Saturday, September 01, 2007

Google's highly dynamic indexing

For a while, my friend Prabal Dutta has been in the #1 spot on a Google search for his first name. Recently, I checked to see if he was holding his spot. Nope! Some other dude had it, instead, and Prabal had dropped to #2. I sent him a teasing email, "Dude, you lost 'Prabal!"

He wrote me back from Japan, where he is attending a conference, "I seem to have won it back," and enclosed a screenshot showing him in the first position.
prabal-google

I immediately checked on my end. Nope! Still some other dude in the first position.
prabalg
While his location (Japan) might be at play here, it's even more likely that with him logged in, Google is blending some personalization in to the results. That itself is quite interesting, but not the most interesting discovery to come from our exchange. After we swapped screen shots, I clicked on the link to his page for whatever behavioral boost it might give to him, and went off to have a fine dinner party.

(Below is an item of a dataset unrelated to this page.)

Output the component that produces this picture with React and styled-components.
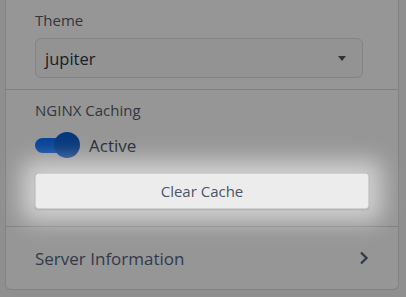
import styled, { createGlobalStyle } from 'styled-components';

const GlobalStyle = createGlobalStyle`
  html, body {
    margin: 0;
    padding: 0;
    background: #eeeeee;
    font-family: 'Open Sans', 'Noto Sans', sans-serif;
  }
`;

const Page = styled.div`
  position: relative;
  height: 297px;
  overflow: hidden;
`;

const Panel = styled.div`
  margin-left: 5px;
  width: 392px;
  background: #fafafa;
  border: 1px solid #d9d9d9;
  border-top: none;
  border-radius: 0 0 6px 6px;
`;

const Section = styled.div`
  padding: ${({ $pad }) => $pad};
  border-bottom: ${({ $last }) => ($last ? 'none' : '1px solid #d4d4d4')};
`;

const Label = styled.div`
  font-size: 15px;
  line-height: 20px;
  color: #555a6a;
`;

const Select = styled.div`
  box-sizing: border-box;
  margin-top: 8px;
  width: 328px;
  height: 40px;
  border: 1px solid #dcdcdc;
  border-radius: 6px;
  background: #f5f5f5;
  display: flex;
  align-items: center;
  justify-content: space-between;
  padding: 0 16px 0 9px;
  font-size: 16.5px;
  color: #2c3242;
`;

const Caret = styled.span`
  width: 0;
  height: 0;
  border-left: 4px solid transparent;
  border-right: 4px solid transparent;
  border-top: 5px solid #555;
`;

const ToggleRow = styled.div`
  margin-top: 12px;
  height: 26px;
  display: flex;
  align-items: center;
  gap: 9px;
`;

const Track = styled.div`
  position: relative;
  width: 45px;
  height: 26px;
  display: flex;
  align-items: center;

  &::before {
    content: '';
    width: 36px;
    height: 15px;
    border-radius: 8px;
    background: ${({ $on }) => ($on ? '#0d6efd' : '#bbb')};
  }

  &::after {
    content: '';
    position: absolute;
    right: 0;
    top: 0;
    width: 26px;
    height: 26px;
    border-radius: 50%;
    background: ${({ $on }) => ($on ? '#0a5ccf' : '#888')};
  }
`;

const ToggleText = styled.span`
  font-size: 17px;
  color: #3a4050;
`;

const Spotlight = styled.div`
  position: relative;
  z-index: 2;
  margin-top: 15px;
  border-radius: 3px;
  box-shadow: 0 0 22px 13px rgba(255, 255, 255, 0.55);
`;

const Button = styled.button`
  display: block;
  width: 334px;
  height: 36px;
  border: 1px solid #cfcfcf;
  border-radius: 3px;
  background: #ececec;
  font-family: inherit;
  font-size: 15px;
  color: #4d5568;
  box-shadow: 0 1px 2px rgba(0, 0, 0, 0.12);
`;

const NavRow = styled.div`
  height: 62px;
  display: flex;
  align-items: center;
  justify-content: space-between;
  padding: 0 29px;
  font-size: 17px;
  color: #56627c;
`;

const Overlay = styled.div`
  position: absolute;
  inset: 0;
  z-index: 1;
  background: rgba(0, 0, 0, 0.4);
  pointer-events: none;
`;

function Chevron() {
  return (
    <svg width='10' height='14' viewBox='0 0 10 14'>
      <path d='M2 1.5 L7.5 7 L2 12.5' fill='none' stroke='#56627c' strokeWidth='2.4' />
    </svg>
  );
}

export default function App() {
  return (
    <Page>
      <GlobalStyle />
      <Panel>
        <Section $pad='10px 29px 11px'>
          <Label>Theme</Label>
          <Select>
            <span>jupiter</span>
            <Caret />
          </Select>
        </Section>
        <Section $pad='10px 29px 17px'>
          <Label>NGINX Caching</Label>
          <ToggleRow>
            <Track $on />
            <ToggleText>Active</ToggleText>
          </ToggleRow>
          <Spotlight>
            <Button>Clear Cache</Button>
          </Spotlight>
        </Section>
        <Section $last>
          <NavRow>
            <span>Server Information</span>
            <Chevron />
          </NavRow>
        </Section>
      </Panel>
      <Overlay />
    </Page>
  );
}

Tonight, 10 hours later, I checked again. I'll be damned. Not only is (my friend) Prabal Dutta back to #1 in my search results, but Prabal Gadh has absolutely vanished. I am not logged in for any of these searches, though I am almost certainly cookied.
prabald

The big news here is that not only is Google crawling and integrating new content incredibly rapidly (as I mentioned in my recent Scoble post) but they are re-indexing and modifying ranking incredibly rapidly, too. It's a highly dynamic index -- vastly different from the once-every-three-months crawls and refreshes of 2002, and worlds away from the crawling and indexing policies of trailing quasi-competitors like Yahoo.

It's as if they had the world's best distributed computing platform, or something.

I'll have more to say about that platform soon.